Because some people, who don't have kids in public schools and who aren't particularly civic-minded, will inevitably resent paying them and do everything they can to avoid doing so. Case in point: Sun belt retirees living in "adult" communities that not only ban children, but also incorporate outside of existing cities and towns in order to achieve full tax revolt status. Andrew Blechman, author of Leisureville - Adventures in America's Retirement Utopias, has an op-ed in today's Arizona Republic decrying this half-century old trend. "[A] complex and functioning society demands cooperation between the generations," he writes, adding:

After defeating 17 school-bond measures in 12 years, de-annexing from the local school system, and all the energy spent evicting "contraband children," Sun Citians can likely forget relying on the goodwill of their neighbors who often share a reciprocal bounty of distrust, anger and apathy. Shown in this light, Sun City's claim to fame - community service - rings rather hollow.

Life in the Villages is similarly premised: Seniors have taken control of their county's political machinery and have already begun closing parks for young families who live outside the gated community. As one Villager proudly told me without a trace of irony, "In the Villages we spend our tax dollars on ourselves."

If the Villages and Sun City cannot be accountable to their neighbors, then why should their neighbors be accountable to them, even when it comes to funding Medicare, Medicaid and Social Security?

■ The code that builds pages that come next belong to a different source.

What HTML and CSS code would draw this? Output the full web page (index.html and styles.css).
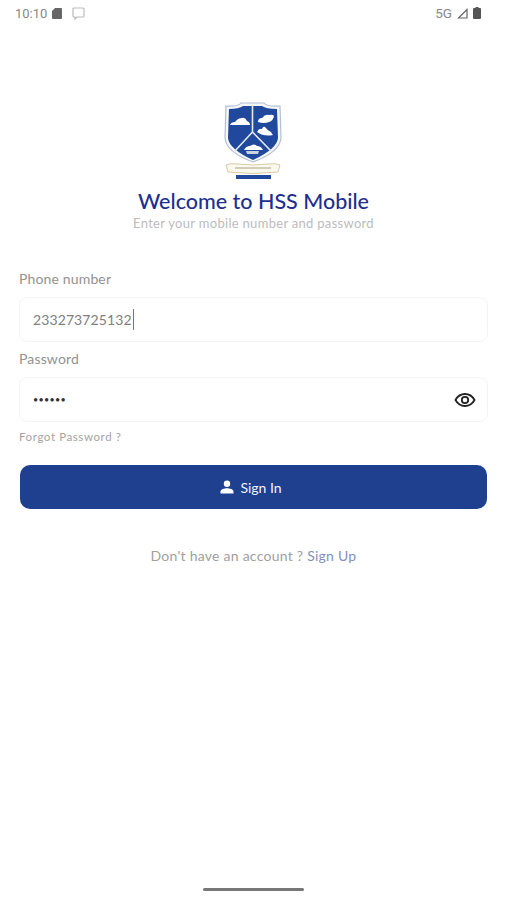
FILE: index.html
```html
<!DOCTYPE html>
<html lang="en">

<head>
    <meta charset="UTF-8">
    <meta name="viewport" content="width=device-width, initial-scale=1.0">
    <title>HSS Mobile</title>
    <link rel="stylesheet" href="styles.css">
</head>

<body>
    <div class="status-bar">
        <div class="status-left">
            <span class="clock">10:10</span>
            <svg width="10" height="12" viewBox="0 0 10 12"><path d="M3 1h6a1 1 0 0 1 1 1v9a1 1 0 0 1-1 1H1a1 1 0 0 1-1-1V4z" fill="#666" /></svg>
            <svg class="cast" width="13" height="13" viewBox="0 0 13 13"><path d="M2 1h9a1 1 0 0 1 1 1v7a1 1 0 0 1-1 1H5l-2 2v-2H2a1 1 0 0 1-1-1V2a1 1 0 0 1 1-1z" fill="none" stroke="#bbb" stroke-width="1.2" /></svg>
        </div>
        <div class="status-right">
            <span class="network">5G</span>
            <svg width="11" height="11" viewBox="0 0 11 11"><path d="M10 1.5V10H1.5z" fill="none" stroke="#666" stroke-width="1.2" /></svg>
            <svg width="8" height="12" viewBox="0 0 8 12"><path d="M2.5 0h3v1H7a1 1 0 0 1 1 1v9a1 1 0 0 1-1 1H1a1 1 0 0 1-1-1V2a1 1 0 0 1 1-1h1.500z" fill="#555" /></svg>
        </div>
    </div>

    <main class="login">
        <div class="brand">
            <!-- school crest -->
            <svg class="crest" width="60" height="78" viewBox="0 0 60 78">
                <path d="M2 4 Q14 5 17 1 L40 1 Q43 5 56 4 L57 36 Q56 50 29 60 Q2 50 1 36z" fill="#f4f6fa" stroke="#b4bfd4" stroke-width="1.200" />
                <path d="M5 7 Q15 7 19 4 L38 4 Q42 7 53 7 L54 36 Q53 47 29 58 Q5 47 4 36z" fill="#20489c" />
                <path d="M28.500 3V30M28.500 30L10 50M28.500 30L48 50" stroke="#e4e9f3" stroke-width="1.600" fill="none" />
                <path d="M6 23q1-3 5-3q3-4 7-4q3-1 5 3q3 1 3 4z" fill="#fff" />
                <path d="M34 20q0-4 4-4q3-4 7-3q4-1 5 1q-1 5-5 6q-5 2-11 0z" fill="#fff" />
                <path d="M33 30q2-4 5-3q1-3 3-2q2 3 6 5q1 2 2 3q-9 2-16-3z" fill="#fff" />
                <path d="M20 48q2-4 6-4q4-3 7 0q4 0 6 4z" fill="#fff" />
                <path d="M22 49h13l-1 3h-11z" fill="#c9d2e4" />
                <path d="M2 63 Q6 61 14 62 Q29 64 44 62 Q52 61 56 63 L54 70 Q29 73 4 70z" fill="#fbf8ee" stroke="#d8cba3" />
                <path d="M11 66h36" stroke="#a9a184" stroke-width="1.200" />
                <rect x="12" y="73" width="35" height="4" fill="#20489c" />
            </svg>
            <h1>Welcome to HSS Mobile</h1>
            <p class="subtitle">Enter your mobile number and password</p>
        </div>

        <form class="login-form">
            <label class="field-label">Phone number</label>
            <div class="field">
                <span class="field-value">233273725132</span><span class="caret"></span>
            </div>

            <label class="field-label">Password</label>
            <div class="field">
                <span class="dots">••••••</span>
                <svg class="eye" width="22" height="16" viewBox="0 0 22 16">
                    <path d="M1.500 8C4 3.500 7.500 2 11 2s7 1.500 9.500 6C18 12.500 14.500 14 11 14S4 12.500 1.500 8z" fill="none" stroke="#222" stroke-width="1.800" />
                    <circle cx="11" cy="8" r="3.200" fill="none" stroke="#222" stroke-width="1.800" />
                </svg>
            </div>

            <a class="forgot" href="#">Forgot Password ?</a>

            <button class="sign-in" type="button">
                <svg width="14" height="14" viewBox="0 0 14 14"><circle cx="7" cy="3.800" r="3.200" fill="#fff" /><path d="M0.500 13.500V11.500C0.500 9.300 4.500 8.300 7 8.300s6.500 1 6.500 3.200v2z" fill="#fff" /></svg>
                Sign In
            </button>
        </form>

        <p class="signup">Don't have an account ? <a href="#">Sign Up</a></p>
    </main>

    <div class="home-bar"></div>
</body>

</html>
```

FILE: styles.css
```css
/* Reset default */
body,
h1,
p,
button {
    margin: 0;
    padding: 0;
    box-sizing: border-box;
    font-family: "Lato", "Open Sans", sans-serif;
}

/* Page styling */
html,
body {
    height: 900px;
    overflow: hidden;
}

body {
    background-color: #fff;
    color: #888;
    display: flex;
    flex-direction: column;
}

/* Status bar */
.status-bar {
    height: 26px;
    padding: 0 25px 2px 15px;
    display: flex;
    align-items: center;
    justify-content: space-between;
    flex-shrink: 0;
}

.status-left,
.status-right {
    display: flex;
    align-items: center;
    gap: 5px;
}

.status-left .cast {
    margin-left: 5px;
}

.clock,
.network {
    font-family: "Roboto", sans-serif;
    font-size: 13px;
    color: #888;
}

.network {
    font-size: 13.5px;
}

/* Login content */
.login {
    padding: 74px 18px 0 19px;
    display: flex;
    flex-direction: column;
}

.brand {
    display: flex;
    flex-direction: column;
    align-items: center;
}

.crest {
    margin-bottom: 8px;
}

.brand h1 {
    font-size: 21.5px;
    line-height: 26px;
    font-weight: 500;
    color: #1f2f8f;
}

.subtitle {
    font-size: 13px;
    line-height: 18px;
    letter-spacing: 0.3px;
    color: #bcbcbc;
}

/* Form */
.login-form {
    margin-top: 38px;
    display: flex;
    flex-direction: column;
}

.field-label {
    font-size: 14px;
    line-height: 18px;
    letter-spacing: 0.15px;
    color: #929292;
    margin-bottom: 9px;
}

.field {
    box-sizing: border-box;
    height: 45px;
    padding: 0 11px 0 13px;
    margin-bottom: 8px;
    border: 1px solid #f4f4f4;
    border-radius: 8px;
    display: flex;
    align-items: center;
}

.field-value {
    font-size: 14px;
    letter-spacing: 0.1px;
    color: #808080;
}

.caret {
    width: 1px;
    height: 21px;
    background-color: #777;
    margin-left: 1px;
}

.dots {
    font-size: 9px;
    letter-spacing: 0.3px;
    color: #333;
}

.eye {
    margin-left: auto;
}

.forgot {
    font-size: 11.5px;
    line-height: 16px;
    letter-spacing: 0.6px;
    color: #a3a3a3;
    text-decoration: none;
    margin-top: -1px;
}

.sign-in {
    margin: 20px 1px 0;
    height: 44px;
    padding-right: 5px;
    border: none;
    border-radius: 10px;
    background-color: #1f3f8f;
    color: #f2f4fa;
    font-size: 14px;
    display: flex;
    align-items: center;
    justify-content: center;
    gap: 6px;
}

.signup {
    margin-top: 38px;
    text-align: center;
    font-size: 14px;
    line-height: 18px;
    letter-spacing: 0.25px;
    color: #a0a0a0;
}

.signup a {
    color: #868fba;
    text-decoration: none;
}

/* Gesture bar */
.home-bar {
    width: 101px;
    height: 3px;
    margin: auto auto 9px;
    background-color: #777;
    border-radius: 2px;
    flex-shrink: 0;
}
```
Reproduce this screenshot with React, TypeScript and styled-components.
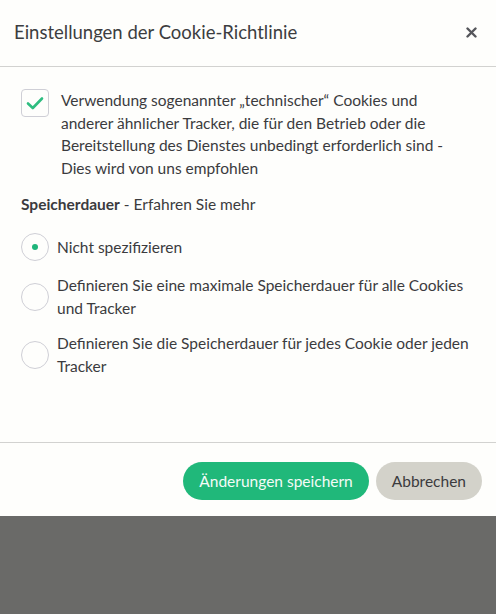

Visiting Florida over the years and seeing gated community after gated community along wide highways, I always wondered why so many senior citizens wanted to isolate themselves from young families. I think this may be a lifestyle with far less appeal to younger generations less steeped in the post-World War II pro-suburban ideology. One can hope that by the time Gen X and Gen Y-ers are retiring, the trend toward leaving vibrant, diverse communities in one's old age in favor of homogeneous pseudo-towns will have run its course.